Initialisation

  • Set input and output paths
  • Define a schema for the source file
  • Create a dictionary object that contains correct data type for each field (Note: Another way of achieving this would be to define data type for each column in the previous step where the schema is defined. However I have left this dictionary approach as a reference)
In [1]:
from pyspark.sql import SparkSession
from pyspark.sql.types import *
from pyspark.sql.functions import year, month, col

spark = SparkSession.builder.appName("Price Paid Data").getOrCreate()
In [2]:
# input path
price_paid_data_path = "s3://open-data-uk/land-registry/raw-data/pp-complete.csv"

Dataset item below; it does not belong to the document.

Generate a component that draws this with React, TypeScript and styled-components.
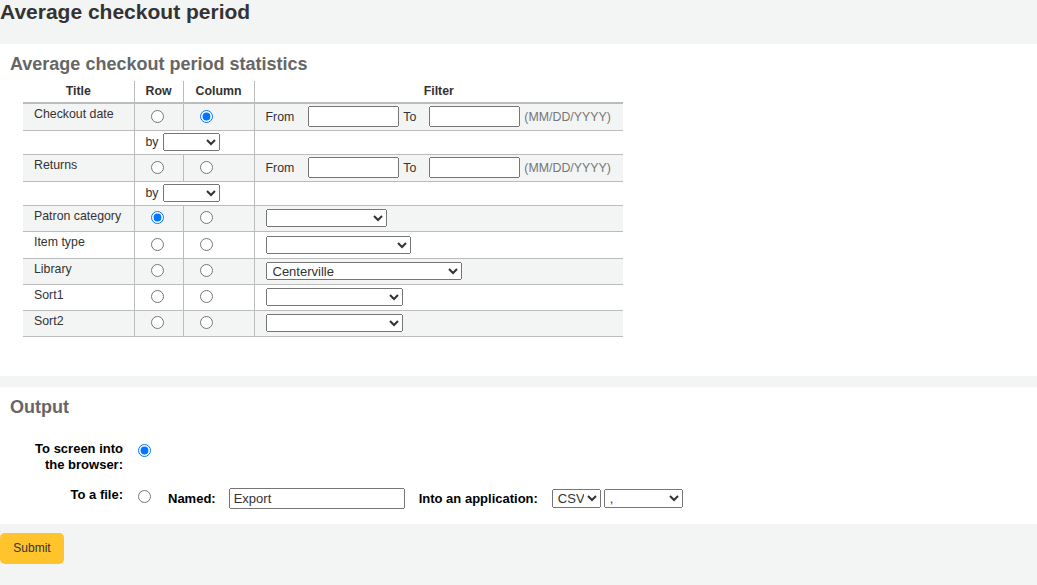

# output path where the processed data will be written to
price_paid_data_output_path = "s3://open_data-uk/land-registry/processed-data/parquet/pp-complete"
In [3]:
# The source files doesn't have a header that can be used to derive column names 
column_names = ['transaction_id', 'price', 'date_of_transfer', 
                'postcode','property_type', 'old_or_new', 'duration', 'paon',
                'saon', 'street', 'locality', 'town_city', 'district', 'county', 'ppd_category']
In [4]:
# Set schema with String as default data type for all columns
report_fields = [StructField(field, StringType(), True) for field in column_names]
report_schema = StructType(report_fields)
report_schema
Out[4]:
StructType(List(StructField(transaction_id,StringType,true),StructField(price,StringType,true),StructField(date_of_transfer,StringType,true),StructField(postcode,StringType,true),StructField(property_type,StringType,true),StructField(old_or_new,StringType,true),StructField(duration,StringType,true),StructField(paon,StringType,true),StructField(saon,StringType,true),StructField(street,StringType,true),StructField(locality,StringType,true),StructField(town_city,StringType,true),StructField(district,StringType,true),StructField(county,StringType,true),StructField(ppd_category,StringType,true)))
In [5]:
# Dictionary object with data type for 
dict_data_types = {
    'transaction_id': 'string', 
    'price': 'long', 
    'date_of_transfer': 'timestamp', 
    'postcode': 'string',
    'property_type': 'string', 
    'old_or_new': 'string', 
    'duration': 'string', 
    'paon': 'string', 
    'saon': 'string', 
    'street': 'string', 
    'locality': 'string', 
    'town_city': 'string', 
    'district': 'string', 
    'county': 'string', 
    'ppd_category': 'string'
}

Read data into a DataFrame

  • Read the csv file stored in S3
  • Apply dictionary created in previous step to set cirrect data type for each column
  • Drop extra columns that are not needed for analysis
  • Add a new field, Year from the date of transfer field. This field will be used to partition the data on Athena
  • Sort the data to improve compression of parquet files
In [7]:
df_price_data = spark.read.csv(price_paid_data_path, schema=report_schema) \
                .select(*(col(c).cast(dict_data_types[c]).alias(c) for c in dict_data_types)) \
                .drop('ppd_category') \
                .withColumn('year', year('date_of_transfer')) \
                .orderBy(['year', 'date_of_transfer', 'county', 'town_city', 'postcode']) 
                
df_price_data.show(3)
+--------+----------------+--------------------+----------+-------------------+--------------+--------+----+--------+-----+--------------------+-----------+---------+-------------+----+
|locality|          street|      transaction_id|old_or_new|   date_of_transfer|        county|postcode|saon|duration|price|            district|       paon|town_city|property_type|year|
+--------+----------------+--------------------+----------+-------------------+--------------+--------+----+--------+-----+--------------------+-----------+---------+-------------+----+
| BRISTOL|      CANADA WAY|{E32B0A70-13E1-4F...|         N|1995-01-01 00:00:00|          AVON| BS1 6XF|   7|       L|50000|             BRISTOL|WEARE COURT|  BRISTOL|            F|1995|
| BRISTOL|BARROWMEAD DRIVE|{03849A0F-DB07-45...|         N|1995-01-01 00:00:00|          AVON|BS11 0JH|null|       F|49000|             BRISTOL|        21A|  BRISTOL|            D|1995|
|MELDRETH|      THE GRANGE|{D05D3E49-9F92-47...|         N|1995-01-01 00:00:00|CAMBRIDGESHIRE| SG8 6JZ|null|       F|77000|SOUTH CAMBRIDGESHIRE|         13|  ROYSTON|            S|1995|
+--------+----------------+--------------------+----------+-------------------+--------------+--------+----+--------+-----+--------------------+-----------+---------+-------------+----+
only showing top 3 rows

Write Processed Data Partitioned By Year In Parquet Format.

In [ ]:
 
In [ ]:
 
In [8]:
df_price_data.write.partitionBy('year').parquet(price_paid_data_output_path,mode='overwrite')